Eso me recordó a don Servando, el cura anterior, que vino al pueblo con dos primas, una de tres años y su hermana de unos veinte. Cuanto cariño se desprendía.

De regreso a Torremerroque volví al colegio, allí organizamos el viaje de fin de curso a Paris. Sí, era un viaje caro, pero éramos hijos de familias pudientes y tuvimos la colaboración del padre de Nacho, el dueño de Chocolitos, esos pastelitos de chocolate, que nos daba gratis y vendíamos en el patio del colegio. La experiencia de Paris fue magnífica. Los paseos por Montmatre, las salidas a Pigalle, ver el Último Tango en Paris y descubrir lo que es un cine porno. Eso puede que motivase a Tomás, uno de los tutores, e hijo de un famoso director de orquesta, a cogerle cariño a Ramón, mi compañero de habitación.

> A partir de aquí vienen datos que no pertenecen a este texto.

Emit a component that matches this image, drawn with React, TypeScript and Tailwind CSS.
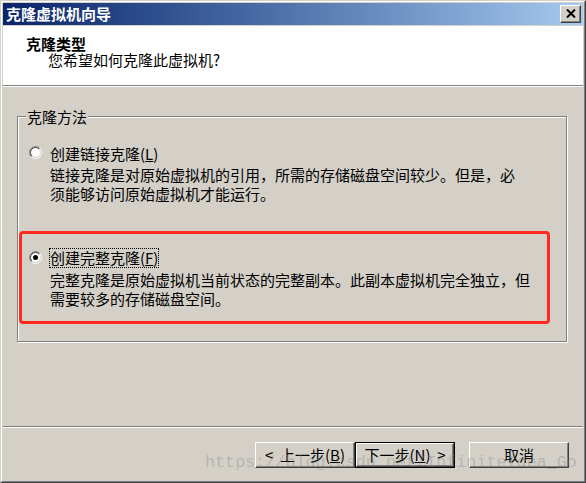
import React from "react";

const FONT = "[font-family:'Noto_Sans_CJK_SC','Noto_Sans_CJK_JP',sans-serif]";

function Radio({ checked }: { checked?: boolean }) {
  return (
    <svg width="13" height="13" viewBox="0 0 13 13" className="block">
      <defs>
        <linearGradient id={checked ? "go1" : "go0"} x1="0" y1="0" x2="1" y2="1">
          <stop offset="0.45" stopColor="#808080" />
          <stop offset="0.55" stopColor="#ffffff" />
        </linearGradient>
        <linearGradient id={checked ? "gi1" : "gi0"} x1="0" y1="0" x2="1" y2="1">
          <stop offset="0.45" stopColor="#404040" />
          <stop offset="0.55" stopColor="#d4d0c8" />
        </linearGradient>
      </defs>
      <circle cx="6.5" cy="6.5" r="6" fill="none" stroke={`url(#${checked ? "go1" : "go0"})`} strokeWidth="1" />
      <circle cx="6.5" cy="6.5" r="5" fill="#ffffff" stroke={`url(#${checked ? "gi1" : "gi0"})`} strokeWidth="1" />
      {checked && <circle cx="6.5" cy="6.5" r="2.5" fill="#000000" />}
    </svg>
  );
}

function Btn({ children, def }: { children: React.ReactNode; def?: boolean }) {
  if (def) {
    return (
      <div className="w-[100px] h-[26px] border border-black">
        <div className="w-full h-full border border-t-white border-l-white border-r-[#404040] border-b-[#404040] shadow-[inset_-1px_-1px_0_#808080] flex items-center justify-center text-[15px] leading-[16px] text-black whitespace-pre">
          {children}
        </div>
      </div>
    );
  }
  return (
    <div className="w-[100px] h-[26px] border border-t-white border-l-white border-r-[#404040] border-b-[#404040] shadow-[inset_-1px_-1px_0_#808080] flex items-center justify-center text-[15px] leading-[16px] text-black whitespace-pre">
      {children}
    </div>
  );
}

export default function App() {
  return (
    <div className={`${FONT} relative w-[586px] h-[483px] bg-[#d4d0c8] border border-t-[#d4d0c8] border-l-[#d4d0c8] border-r-[#404040] border-b-[#404040] text-black`}>
      <div className="w-full h-full border border-t-white border-l-white border-r-[#808080] border-b-[#808080] p-px flex flex-col">
        {/* Title bar */}
        <div className="h-[22px] flex items-center justify-between pl-[3px] pr-[2px] bg-gradient-to-r from-[#0a246a] to-[#a6caf0]">
          <span className="text-white font-bold text-[15px] leading-[16px]">克隆虚拟机向导</span>
          <div className="w-[21px] h-[18px] bg-[#d4d0c8] border border-t-white border-l-white border-r-[#404040] border-b-[#404040] shadow-[inset_-1px_-1px_0_#808080] flex items-center justify-center">
            <svg width="10" height="9" viewBox="0 0 10 9">
              <path d="M1 0.5 L9 8.5 M9 0.5 L1 8.5" stroke="#000" strokeWidth="2" fill="none" />
            </svg>
          </div>
        </div>
        <div className="h-px" />
        {/* Header */}
        <div className="h-[59px] bg-white pt-[10px] text-[15px] leading-[16px]">
          <div className="pl-[23px] font-bold">克隆类型</div>
          <div className="pl-[45px]">您希望如何克隆此虚拟机?</div>
        </div>
        <div className="h-px bg-[#808080]" />
        <div className="h-px bg-white" />
        {/* Body */}
        <div className="h-[340px] pt-[29px] pl-[14px]">
          <div className="relative w-[550px] h-[226px] border border-[#808080] shadow-[1px_1px_0_#ffffff,inset_1px_1px_0_#ffffff] pt-[26px] pl-[11px] text-[15px]">
            <span className="absolute left-[8px] top-[-8px] bg-[#d4d0c8] px-px leading-[16px]">克隆方法</span>

            <div className="flex items-start">
              <div className="h-[20px] flex items-center">
                <Radio />
              </div>
              <div className="ml-[7px]">
                <div className="h-[20px] inline-flex items-center border border-transparent leading-[16px]">
                  创建链接克隆(<span className="underline">L</span>)
                </div>
                <div className="pl-px leading-[19px]">
                  链接克隆是对原始虚拟机的引用，所需的存储磁盘空间较少。但是，必
                  <br />
                  须能够访问原始虚拟机才能运行。
                </div>
              </div>
            </div>

            <div className="flex items-start mt-[44px]">
              <div className="h-[20px] flex items-center">
                <Radio checked />
              </div>
              <div className="ml-[7px]">
                <div className="h-[20px] inline-flex items-center border border-dotted border-black leading-[16px]">
                  创建完整克隆(<span className="underline">F</span>)
                </div>
                <div className="pl-px leading-[19px]">
                  完整克隆是原始虚拟机当前状态的完整副本。此副本虚拟机完全独立，但
                  <br />
                  需要较多的存储磁盘空间。
                </div>
              </div>
            </div>

            <div className="absolute left-[1px] top-[114px] w-[531px] h-[93px] border-[3px] border-[#ff2a1c] rounded-[4px] pointer-events-none" />
          </div>
        </div>
        <div className="h-px bg-[#808080]" />
        <div className="h-px bg-white" />
        {/* Footer */}
        <div className="h-[52px] pt-[14px] pr-[14px] flex justify-end items-start">
          <Btn>{"<  上一步("}<span className="underline">B</span>)</Btn>
          <Btn def>下一步(<span className="underline">N</span>{")  >"}</Btn>
          <div className="ml-[14px]">
            <Btn>取消</Btn>
          </div>
        </div>
      </div>
      <div className="absolute left-[204px] top-[453px] pointer-events-none [font-family:'Liberation_Mono',monospace] text-[16.75px] leading-[17px] text-[rgba(120,120,120,0.33)] whitespace-nowrap">
        https://blog.csdn.net/InfiniteIdea_Go
      </div>
    </div>
  );
}
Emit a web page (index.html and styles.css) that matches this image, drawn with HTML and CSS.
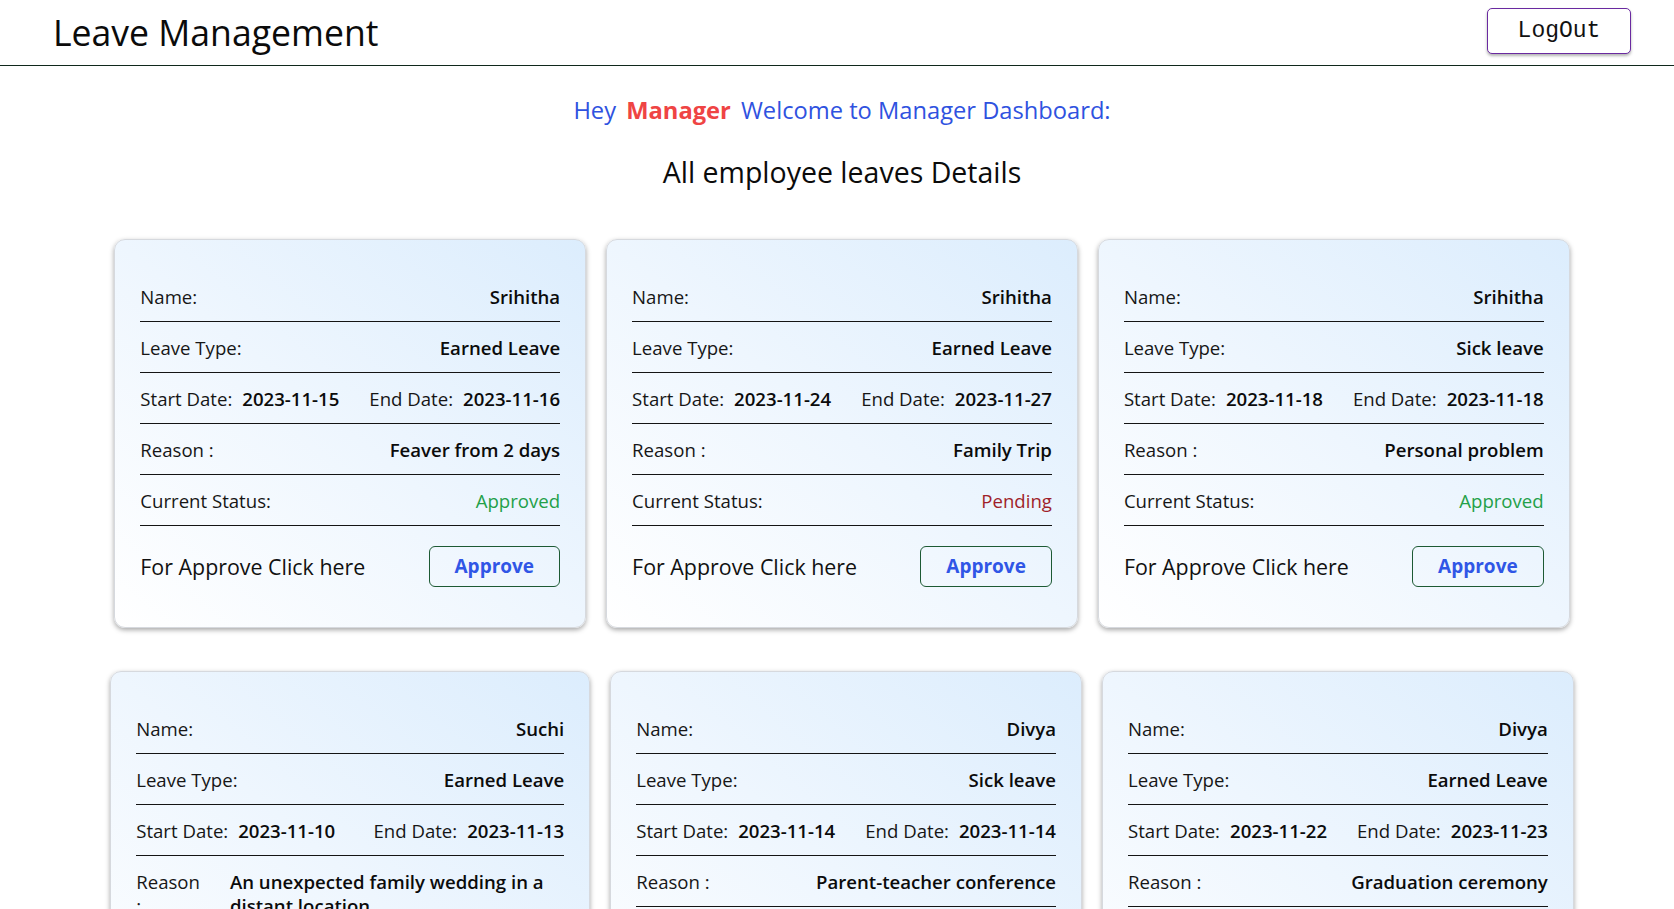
FILE: index.html
```html
<!DOCTYPE html>
<html lang="en">
<head>
<meta charset="utf-8">
<title>Leave Management</title>
<link rel="stylesheet" href="styles.css">
</head>
<body>
<header class="topbar">
  <h1 class="brand">Leave Management</h1>
  <button class="logout" type="button">LogOut</button>
</header>
<main class="dashboard">
  <h4 class="greeting">Hey <span class="who">Manager</span> Welcome to Manager Dashboard:</h4>
  <h3 class="section-title">All employee leaves Details</h3>
  <div class="cards">
    <div class="card">
      <div class="row"><span class="label">Name:</span><span class="value">Srihitha</span></div>
      <div class="row"><span class="label">Leave Type:</span><span class="value">Earned Leave</span></div>
      <div class="row dates">
        <span class="group"><span class="label">Start Date:</span><span class="value">2023-11-15</span></span>
        <span class="group"><span class="label">End Date:</span><span class="value">2023-11-16</span></span>
      </div>
      <div class="row reason"><span class="label">Reason :</span><span class="value">Feaver from 2 days</span></div>
      <div class="row"><span class="label">Current Status:</span><span class="status approved">Approved</span></div>
      <div class="approve-row"><span class="approve-text">For Approve Click here</span><button class="approve" type="button">Approve</button></div>
    </div>
    <div class="card">
      <div class="row"><span class="label">Name:</span><span class="value">Srihitha</span></div>
      <div class="row"><span class="label">Leave Type:</span><span class="value">Earned Leave</span></div>
      <div class="row dates">
        <span class="group"><span class="label">Start Date:</span><span class="value">2023-11-24</span></span>
        <span class="group"><span class="label">End Date:</span><span class="value">2023-11-27</span></span>
      </div>
      <div class="row reason"><span class="label">Reason :</span><span class="value">Family Trip</span></div>
      <div class="row"><span class="label">Current Status:</span><span class="status pending">Pending</span></div>
      <div class="approve-row"><span class="approve-text">For Approve Click here</span><button class="approve" type="button">Approve</button></div>
    </div>
    <div class="card">
      <div class="row"><span class="label">Name:</span><span class="value">Srihitha</span></div>
      <div class="row"><span class="label">Leave Type:</span><span class="value">Sick leave</span></div>
      <div class="row dates">
        <span class="group"><span class="label">Start Date:</span><span class="value">2023-11-18</span></span>
        <span class="group"><span class="label">End Date:</span><span class="value">2023-11-18</span></span>
      </div>
      <div class="row reason"><span class="label">Reason :</span><span class="value">Personal problem</span></div>
      <div class="row"><span class="label">Current Status:</span><span class="status approved">Approved</span></div>
      <div class="approve-row"><span class="approve-text">For Approve Click here</span><button class="approve" type="button">Approve</button></div>
    </div>
    <div class="card">
      <div class="row"><span class="label">Name:</span><span class="value">Suchi</span></div>
      <div class="row"><span class="label">Leave Type:</span><span class="value">Earned Leave</span></div>
      <div class="row dates">
        <span class="group"><span class="label">Start Date:</span><span class="value">2023-11-10</span></span>
        <span class="group"><span class="label">End Date:</span><span class="value">2023-11-13</span></span>
      </div>
      <div class="row reason"><span class="label">Reason :</span><span class="value">An unexpected family wedding in a distant location</span></div>
      <div class="row"><span class="label">Current Status:</span><span class="status pending">Pending</span></div>
      <div class="approve-row"><span class="approve-text">For Approve Click here</span><button class="approve" type="button">Approve</button></div>
    </div>
    <div class="card">
      <div class="row"><span class="label">Name:</span><span class="value">Divya</span></div>
      <div class="row"><span class="label">Leave Type:</span><span class="value">Sick leave</span></div>
      <div class="row dates">
        <span class="group"><span class="label">Start Date:</span><span class="value">2023-11-14</span></span>
        <span class="group"><span class="label">End Date:</span><span class="value">2023-11-14</span></span>
      </div>
      <div class="row reason"><span class="label">Reason :</span><span class="value">Parent-teacher conference</span></div>
      <div class="row"><span class="label">Current Status:</span><span class="status pending">Pending</span></div>
      <div class="approve-row"><span class="approve-text">For Approve Click here</span><button class="approve" type="button">Approve</button></div>
    </div>
    <div class="card">
      <div class="row"><span class="label">Name:</span><span class="value">Divya</span></div>
      <div class="row"><span class="label">Leave Type:</span><span class="value">Earned Leave</span></div>
      <div class="row dates">
        <span class="group"><span class="label">Start Date:</span><span class="value">2023-11-22</span></span>
        <span class="group"><span class="label">End Date:</span><span class="value">2023-11-23</span></span>
      </div>
      <div class="row reason"><span class="label">Reason :</span><span class="value">Graduation ceremony</span></div>
      <div class="row"><span class="label">Current Status:</span><span class="status pending">Pending</span></div>
      <div class="approve-row"><span class="approve-text">For Approve Click here</span><button class="approve" type="button">Approve</button></div>
    </div>
  </div>
</main>
</body>
</html>
```

FILE: styles.css
```css
* { box-sizing: border-box; }

body {
  margin: 0;
  background: #ffffff;
  color: #111111;
  font-family: "Open Sans", "Noto Sans", sans-serif;
}

.topbar {
  display: flex;
  justify-content: space-between;
  align-items: center;
  height: 66px;
  padding: 0 43px 0 53px;
  border-bottom: 1px solid #10281c;
}

.brand {
  margin: 0;
  font-size: 35.6px;
  font-weight: 400;
  line-height: 1.2;
  color: #0b0b0b;
}

.logout {
  width: 144px;
  height: 46px;
  margin-top: -3px;
  background: #ffffff;
  border: 1px solid #6a2aa0;
  border-radius: 5px;
  box-shadow: 0 2px 3px rgba(0, 0, 0, 0.3);
  font-family: "Liberation Mono", "DejaVu Sans Mono", monospace;
  font-size: 23px;
  color: #111111;
  cursor: pointer;
}

.dashboard {
  padding: 0 0 40px 10px;
}

.greeting {
  margin: 27px 0 0;
  text-align: center;
  font-size: 23.7px;
  font-weight: 400;
  line-height: 1.5;
  color: #2f52e0;
}

.who {
  padding: 0 4px;
  font-weight: 700;
  color: #ef4444;
}

.section-title {
  margin: 26px 0 0;
  text-align: center;
  font-size: 28.5px;
  font-weight: 400;
  line-height: 1.2;
  color: #0b0b0b;
}

.cards {
  display: flex;
  flex-wrap: wrap;
  justify-content: center;
  column-gap: 20px;
  row-gap: 43px;
  margin-top: 50px;
}

.card {
  flex: 0 0 auto;
  max-width: 480px;
  padding: 31px 25px 40px;
  border: 1px solid #d6d9de;
  border-radius: 11px;
  background: linear-gradient(to top right, #ffffff 0%, #eef6fe 50%, #dcedfd 100%);
  box-shadow: 0 2px 5px rgba(0, 0, 0, 0.35);
}

.row {
  display: flex;
  justify-content: space-between;
  align-items: flex-start;
  padding: 14px 0 12px;
  border-bottom: 1px solid #141414;
  font-size: 18.6px;
  line-height: 24px;
}

.label {
  color: #161616;
}

.value {
  font-weight: 600;
  color: #0b0b0b;
}

.dates {
  gap: 30px;
}

.group {
  display: flex;
  gap: 10px;
}

.reason {
  gap: 30px;
}

.status {
  font-weight: 400;
}

.status.approved {
  color: #23a049;
}

.status.pending {
  color: #a01f2a;
}

.approve-row {
  display: flex;
  justify-content: space-between;
  align-items: center;
  margin-top: 20px;
}

.approve-text {
  font-size: 21.4px;
  color: #111111;
}

.approve {
  height: 41px;
  padding: 0 25px;
  background: transparent;
  border: 1px solid #1d5a34;
  border-radius: 6px;
  font-family: "Open Sans", "Noto Sans", sans-serif;
  font-size: 19px;
  font-weight: 700;
  color: #3056e6;
  cursor: pointer;
}
```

De vuelta a casa, volví al club de la Ubre de Dios  y nos reunieron a unos cuantos para presentarnos al pope de aquella Ubre y que nos hiciéramos acólitos, pero sin decírselo a nuestros padres. Yo lo primero que hice fue decírselo a mi padre, que me sacó de allí al momento. Estuvieron dando la tabarra por teléfono y por escrito unos tres años. Al fin se cansaron, puede ser que el que mi padre fuera comisario de policía influyera de algún modo.

Y colorín colorado………….

*Todos los hechos son reales con nombres falsos.